All offices are designed to receive daylight, dropping the need for artificial light. A system of photovoltaic panels, which double as a sun shade device, controls the energy needs of the building.
The infrastructure has been installed with Co2 sensors that can automatically control the need for more fresh air.
4. Port of Portland, Oregon
The new Port of Portland building on the Northwest coast of the US features a world-class wastewater system. Boasting 200,000-square-foot, water use dropped 75% by utilising all wastewater generated by the building’s 500 employees.
The Living Machine system, which has been granted a LEED Platinum certification for the building, produces high quality water that is reused to flush toilets and supply the cooling towers in the building.
5. SAP America Headquarters, Pennsylvania
With an expansive green roof, the headquarters of SAP America are the largest LEED Certified Platinum building in the State of Pennsylvania.

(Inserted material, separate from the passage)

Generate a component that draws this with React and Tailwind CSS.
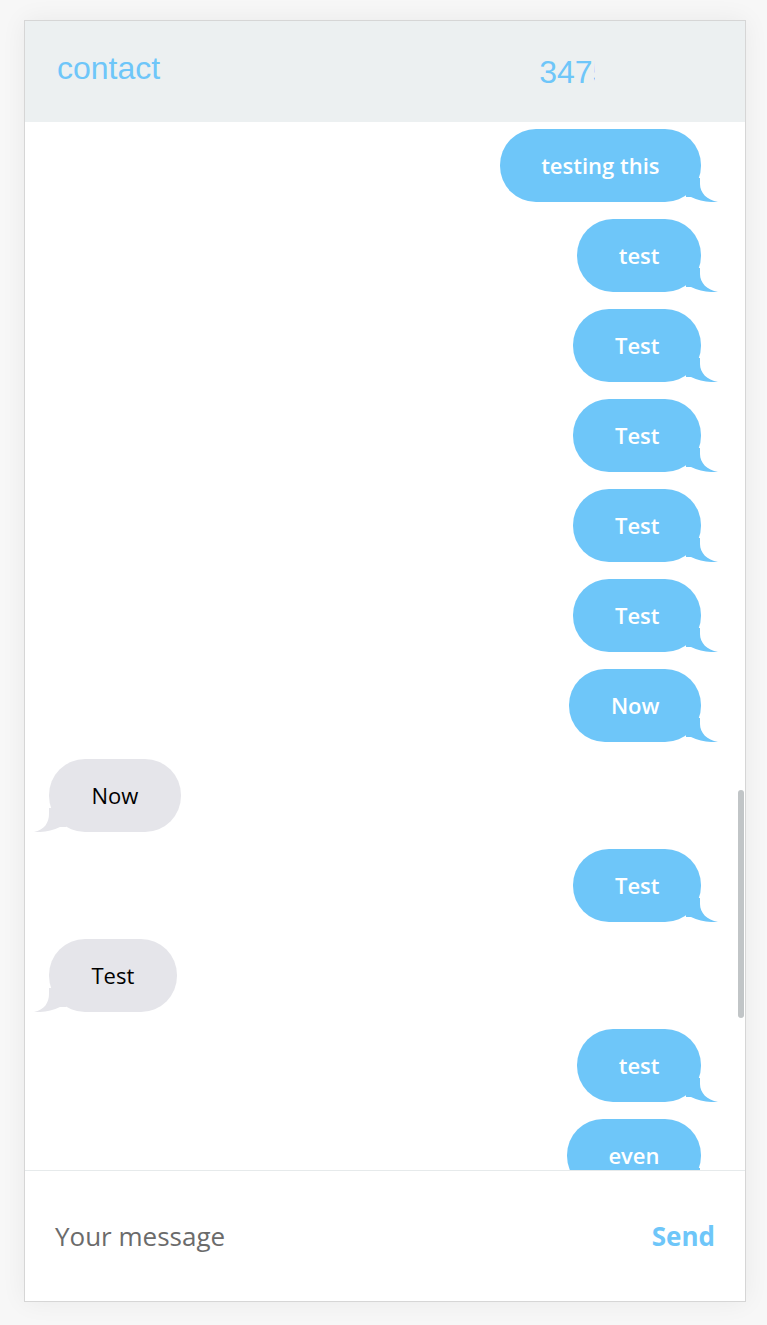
import React from 'react';

const messages = [
  { text: 'testing this', mine: true },
  { text: 'test', mine: true },
  { text: 'Test', mine: true },
  { text: 'Test', mine: true },
  { text: 'Test', mine: true },
  { text: 'Test', mine: true },
  { text: 'Now', mine: true },
  { text: 'Now', mine: false },
  { text: 'Test', mine: true },
  { text: 'Test', mine: false },
  { text: 'test', mine: true },
  { text: 'even', mine: true },
];

function Tail({ mine }) {
  if (mine) {
    return (
      <svg className="absolute bottom-0 right-[-17px]" width="32" height="24" viewBox="0 0 32 24">
        <path d="M0 0 H14 V6 C14 15 21 22 32 24 C23 24.5 13 23 5 19 L0 19 Z" fill="#6ec6f9" />
      </svg>
    );
  }
  return (
    <svg className="absolute bottom-0 left-[-15px]" width="32" height="24" viewBox="0 0 32 24">
      <path d="M32 0 H15 V6 C15 15 10 22 0 24 C8 24.5 18 23 26 19 L32 19 Z" fill="#e5e5ea" />
    </svg>
  );
}

function Bubble({ text, mine }) {
  return (
    <div className={mine ? 'flex justify-end' : 'flex justify-start'}>
      <div
        className={
          'relative h-[73px] rounded-[36px] flex items-center text-[22px] ' +
          (mine ? 'px-[41.5px] bg-[#6ec6f9] text-white font-semibold' : 'px-[42.5px] bg-[#e5e5ea] text-black')
        }
        style={{ fontFamily: '"Open Sans", sans-serif' }}
      >
        <Tail mine={mine} />
        <span className="relative">{text}</span>
      </div>
    </div>
  );
}

export default function App() {
  return (
    <div className="min-h-[1325px] bg-[#f7f7f7] pt-[20px]">
      <div className="ml-[24px] w-[722px] border border-[#d6d6d6] bg-white shadow-[0_0_24px_rgba(0,0,0,0.06)]">
        <div className="h-[100px] bg-[#ecf0f1] flex items-start">
          <div
            className="pl-[32px] pt-[27px] text-[32px] leading-[40px] text-[#6ec6f9]"
            style={{ fontFamily: '"Liberation Sans", Arial, sans-serif' }}
          >
            contact
          </div>
          <div
            className="ml-[379px] mt-[31px] w-[56px] overflow-hidden whitespace-nowrap text-[32px] leading-[40px] text-[#6ec6f9]"
            style={{ fontFamily: '"Liberation Sans", Arial, sans-serif' }}
          >
            3475551234
          </div>
        </div>

        <div className="relative h-[1049px] overflow-hidden border-t border-[#ecf0f1]">
          <div className="flex flex-col gap-[17px] pt-[7px] pl-[24px] pr-[44px]">
            {messages.map((m, i) => (
              <Bubble key={i} text={m.text} mine={m.mine} />
            ))}
          </div>
          <div className="absolute right-[1px] top-[668px] h-[228px] w-[6px] rounded-full bg-[#c1c5c7]" />
        </div>

        <div
          className="h-[131px] border-t border-[#e6eaeb] flex items-center justify-between pl-[30px] pr-[30px]"
          style={{ fontFamily: '"Open Sans", sans-serif' }}
        >
          <span className="text-[26px] text-[#6b6b6b]">Your message</span>
          <span className="text-[26px] font-bold text-[#6ec6f9]">Send</span>
        </div>
      </div>
    </div>
  );
}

Comprising 210,000 square-foot of space, the office building designed by FXFOWLE Architects also features ice cooling and rainwater collection. The rainwater collection feature stores up to 50,000-gallons of water into a cistern that supplies water for landscape irrigation and the flushing of toilets in some of the building’s bathrooms.
Furthermore, the building includes energy-efficient geothermal wells, calibrated lighting systems, and under-floor air distribution to reduce energy use.
6. Terminal B, Norman Y Mineta San Jose International Airport
Airports could be listed as smart buildings by themselves, but Terminal B at Mineta San Jose International Airport is smarter than others. The building displays state of the art tech specs with a modern system for self-checking and bag screening.
A new concept introduced in the terminal by Fentress Architects is the "Air Chair", an electronic charging station for passengers, as well as a ventilation system that enables the airport to save on energy costs. The terminal opened in 2010 and display’s America’s largest digital art collection
7. The New York Times, NY
The paper is old – 164-years-old – but the building is new. Completed in 2007, The New York Times’ headquarters feature the first high rise curtain wall with ceramic sunscreen to be built in the United States.
This curtain is made out of hundreds of ceramic tubes that are filled with ultra clear low iron glass to create a curtain wall that reflects light and changes colour throughout the day saving energy.
8. Beijing Airport, T3 Terminal
Built in the build-up of to the 2008 Olympic Games, Beijing’s International Airport is by itself a state of the art structure. Terminal 3 is fully packed with 25 thousand monitors and sensors to ensure both security and energy-friendly usage of resources in one of the most polluted cities in the world.
With 10 workstations to control water, heating and air flows the terminal’s Schneider Electric automation system, supplied by IBM, boasts more than 3,000 DDC controllers, more than 900 sets of special controllers and more than 1600 VAV fan coil units.
9. Musée du quai Branly, Paris
Paris and its vast collection of museums got a big bigger and smarter addition in 2006, when the Musée du quai Branly opened its doors and featured a ‘green wall’ covered with living plants that can freely grow.
The wall covers 800 square meters of exterior facade and 150 square meters of inside walls. It’s made out of 15,000 plants, with 150 varieties from all over the world. The project was designed to improve air quality throughout the infrastructure and to reduce energy use.
10. The Gates’ Home, Washington
And where else could we end this journey around the world’s smartest buildings if not in Bill Gates’ residence. What might be one of the smartest private homes in the world, the house can remember programmed prefrences, such as music, lighting, temperature and art, for the individuals living there. This means that if you walk into a room, that room will change a host of elements to suit your choice. The rooms literally change.
This is achieved with a touch screen system installed on the walls of ‘Gates’ fort’, with a set of pins wore by visitors.